2
votes

I am having difficulty achieving this functionality in SPSS. The data set is formatted like this (apologies for the excel format)

enter image description here

In this example, the AGGREGATE function was used to combine the cases by the same variable. In other words, CITY, Tampa in the example, is the break variable.

Unfortunately, each entry for Tampa gives 10 unique temperatures for each day. So the first entry for Tampa is days 0-10, and the second is days 10-20, they provide useful information. I can't figure out how to use the aggregate function to create new variables to avoid losing these days. I want to do this, as I want to be able to run tests on the mean temperature in Tampa over days 0-20, relative to days 0-20 in other cities.

My current syntax is:

AGGREGATE
  /OUTFILE=* MODE=ADDVARIABLES
  /BREAK=CITY
  /Temp=Max(Temp).

But this doesn't create the variables, and I'm not sure where to start on that end.
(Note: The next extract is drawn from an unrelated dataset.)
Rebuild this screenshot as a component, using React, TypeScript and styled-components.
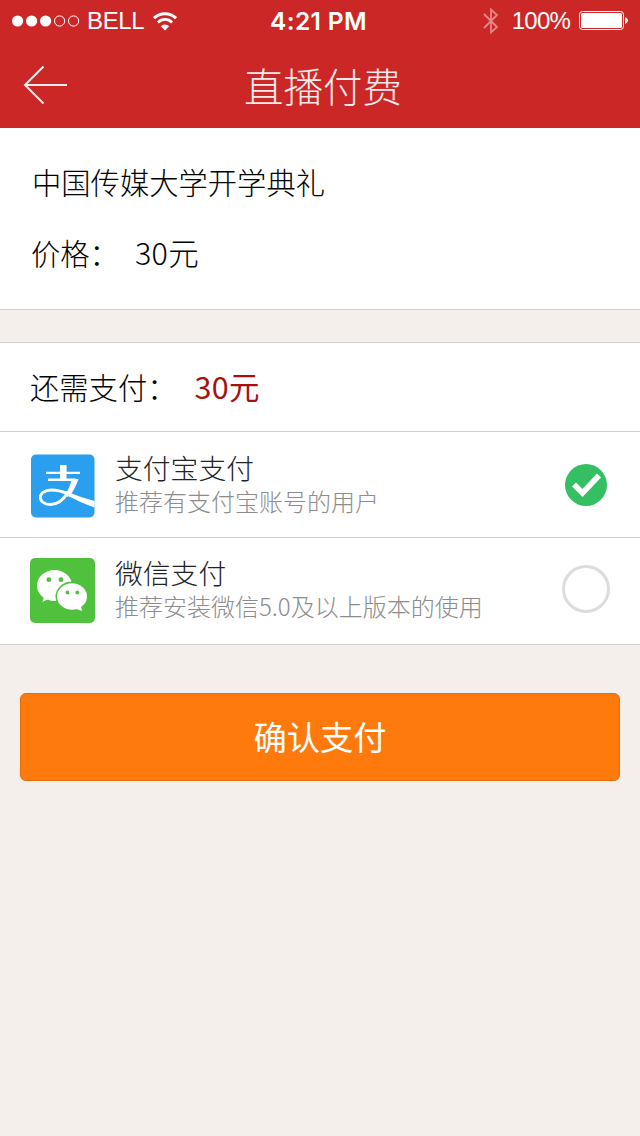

I checked the SPSS manual and didn't see this as an option within aggregate, any idea on what function might allow this functionality?

2

2 Answers

1
votes

If I understand right, you are trying to reorganize all the CITY information into one line, and not to aggregate it. So what you are looking for is the restructure command casestovars.

First we'll create some fake data to demonstrate on:

data list list/City (a10) temp1 to temp10 (10f6).
begin data
Tampa 10 11 12 13 14 15 16 17 18 19  
Boston 20 21 22 23 24 25 26 27 28 29
Tampa 30 31 32 33 34 35 36 37 38 39 
NY 40 41 42 43 44 45 46 47 48 49 
Boston 50 51 52 53 54 55 56 57 58 59 
End data.

casestovars needs an index variable (e.g number of row within city). In your example your data doesn't have an index, so the following commands will create one:

sort cases by CITY.
if $casenum=1 or city<>lag(city) IndVar=1.
if city=lag(city) IndVar=lag(IndVar)+1.
format IndVar(f2).

Now we can restructure:

sort cases by CITY IndVar.
casestovars /id=CITY /index=IndVar/separator="_"/groupby=index.

This will also work if you have more rows per city.

Important note: my artificial index (IndVar) doesn't necessarily reflect the original order of rows in your file. If your file really doesn't contain an index and isn't ordered so the first row represents the first measurements etc', the restructured file will accordingly not be ordered either: the earlier measurements might appear on the left or on the right of the later ones - according to their order in the original file. To avoid this you should try to define a real index and use it in casestovars.

0
votes

Run EXECUTE or Transform > Run Pending Transformations to see the results of the AGGREGATE command.